Upon leaving Goldsmith’s he spent some time teaching at local schools.
In 1958 he opened his first studio and gallery in Forest Hill, South London. The gallery, named The Alan Gallery, exhibiting works by Lucie Rie & Kenneth Clark amongst others. He continued to experiment with tin-glazing, brush and sgraffito decoration, rubbed-on oxides. Textures were created by incising, rouletting and stamping often inlaid with white slip.
It was soon clear that Alan had outgrown the Forest Hill premises. Which were designated as retail. Subsequently moving to much larger premises in Greenwich. Work produced here sold successfully and Alan’s designs were accepted by the Design Centre and his work found outlets through Heal’s department store and the Craft Potters Association, of which he was elected a council member. The association with Heal’s led to Alan’s work being exhibited in Copenhagen. A very large order for tiles from an advertising agency led to Alan’s next move.
It was necessary to take on larger premises to produce these tiles. So Alan bought a building previously uses as a chapel in Marnhull, Dorset. For a while he commuted between the two addresses. However this was impractical and before long he decided to stay permanently in Dorset. Heal’s and the CPA remained as retails outlets and also the showrooms of Briglin Pottery. Alan occupied these premises for many years working on tiles, hand-built, slabbed. Coiled and altered pots and sculptural pieces in reduced stoneware.
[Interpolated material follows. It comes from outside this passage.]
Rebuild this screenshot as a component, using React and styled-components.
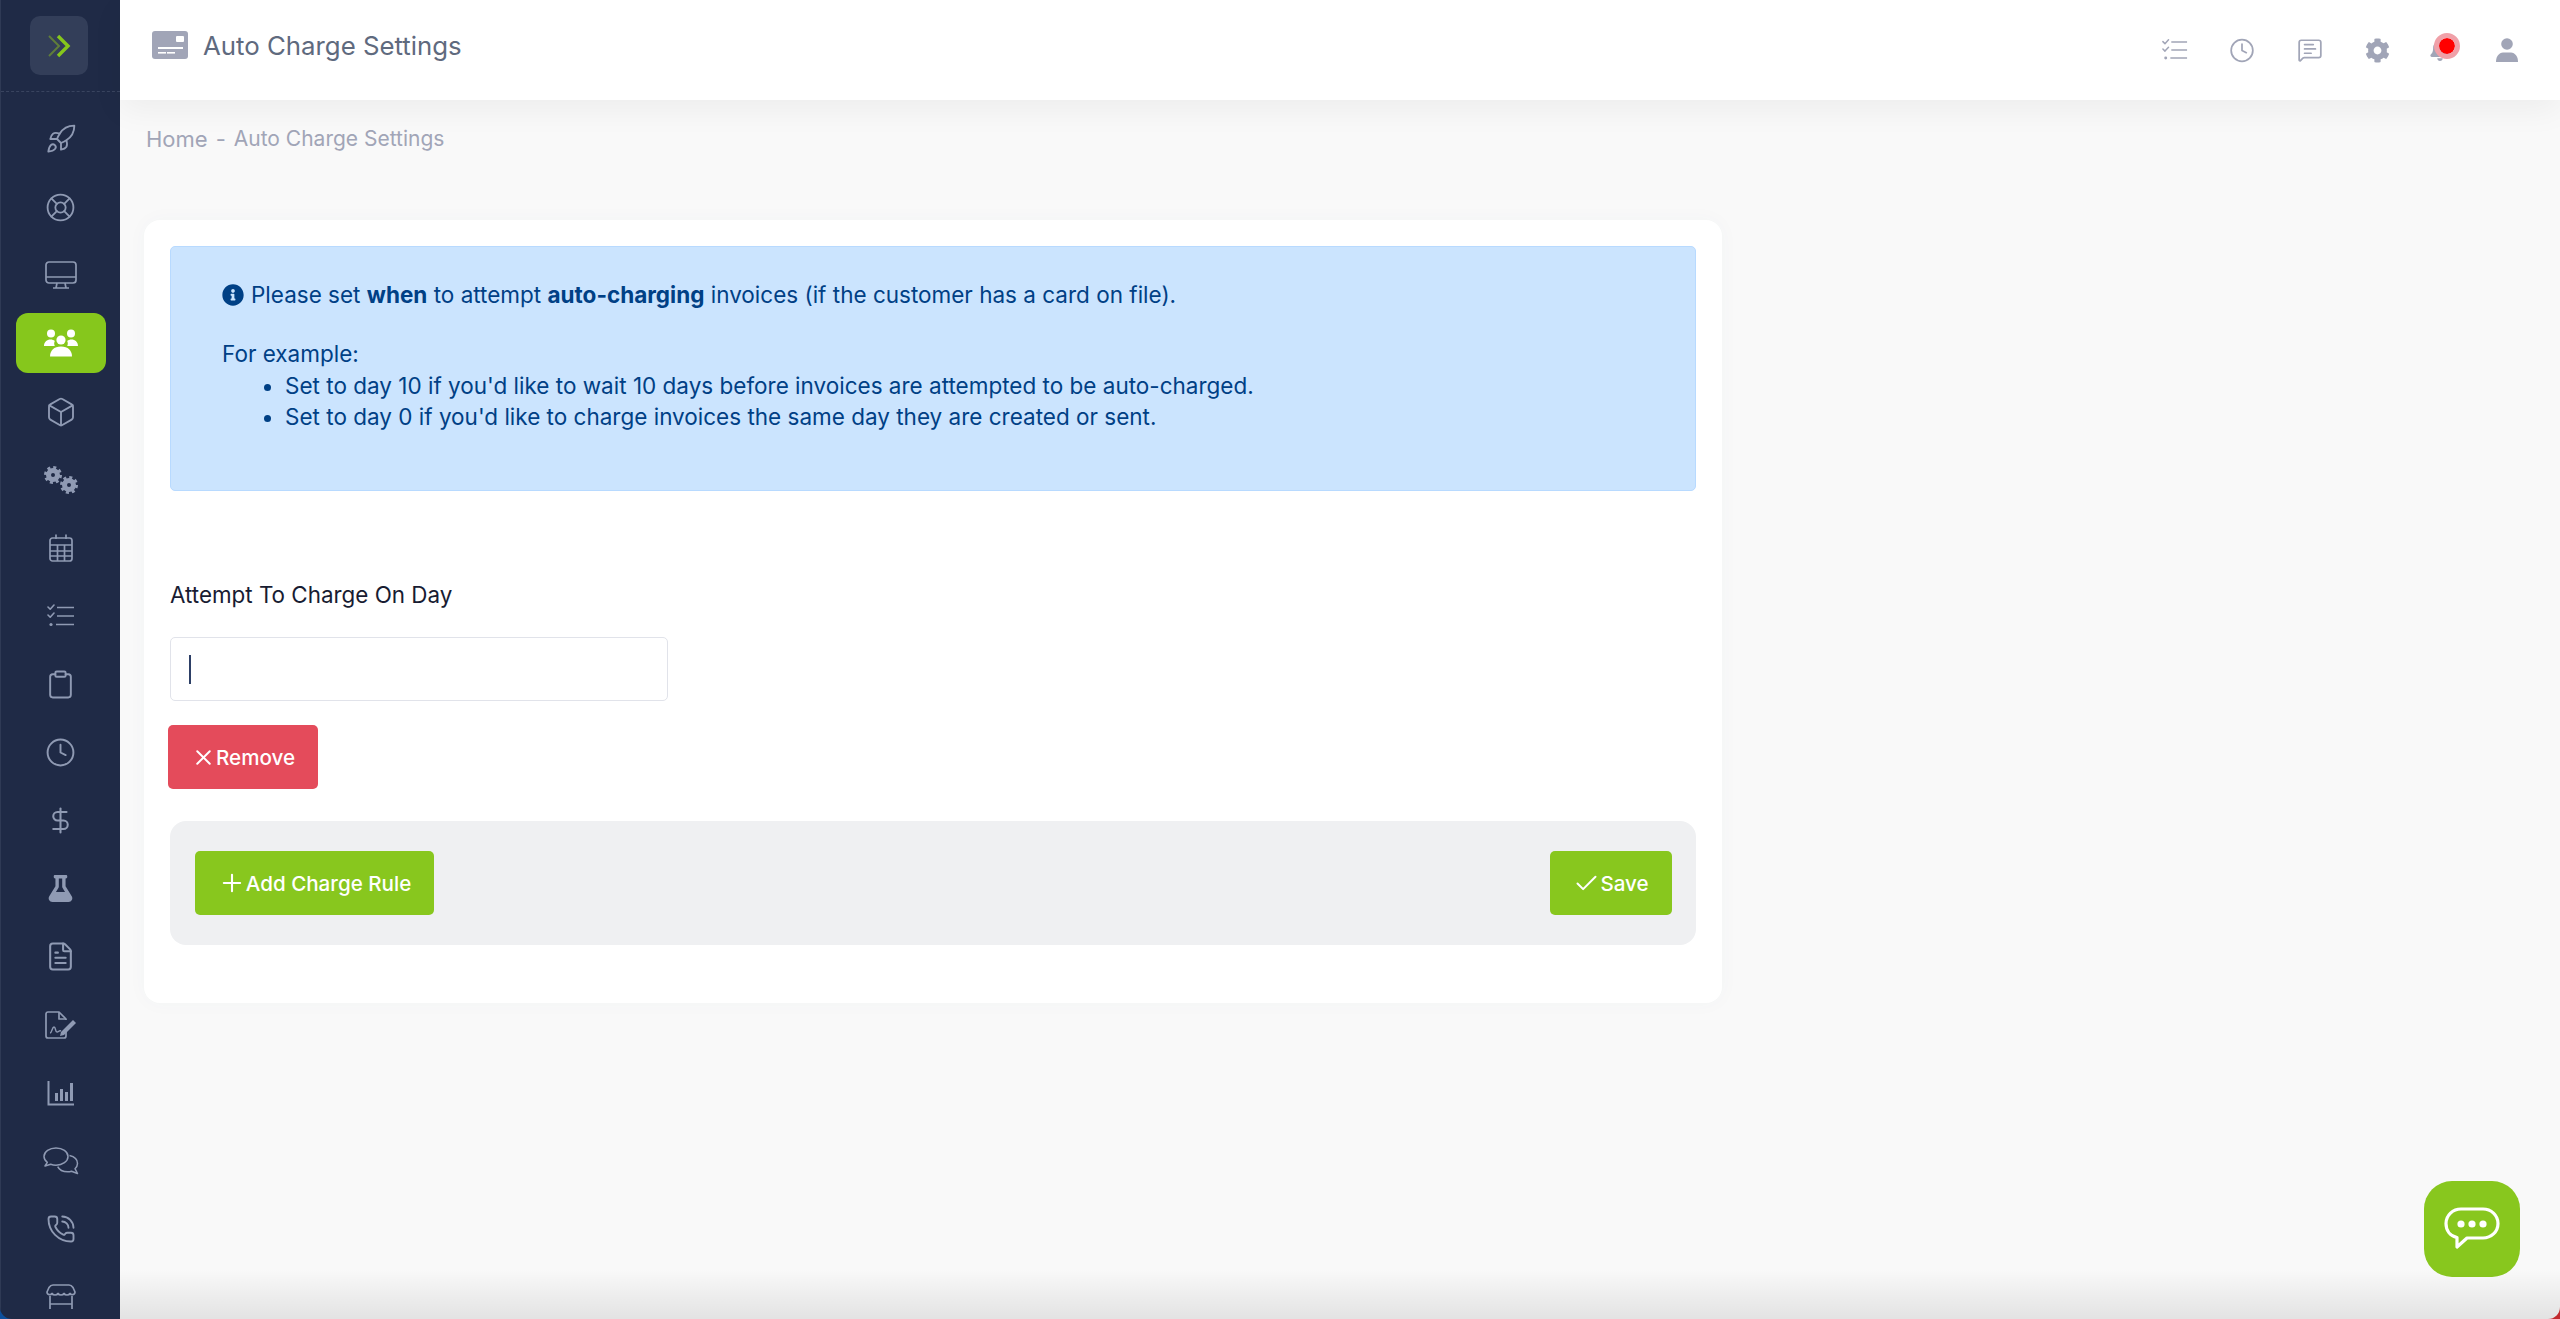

Following illness in the late 1990s Alan’s work rate decreased and in 2004 he opened a workshop in France where he continued to pot. Alan Wallwork sadly passed away in November 2019.
A vivid and highly engaging character, Alan epitomised the often quietly subversive spirit of British studio pottery. He was a prolific and hardworking artist, an enabler who contributed much to ceramics’ sense of community and professionalism, but he also lived life to his own rules, away from the mainstream.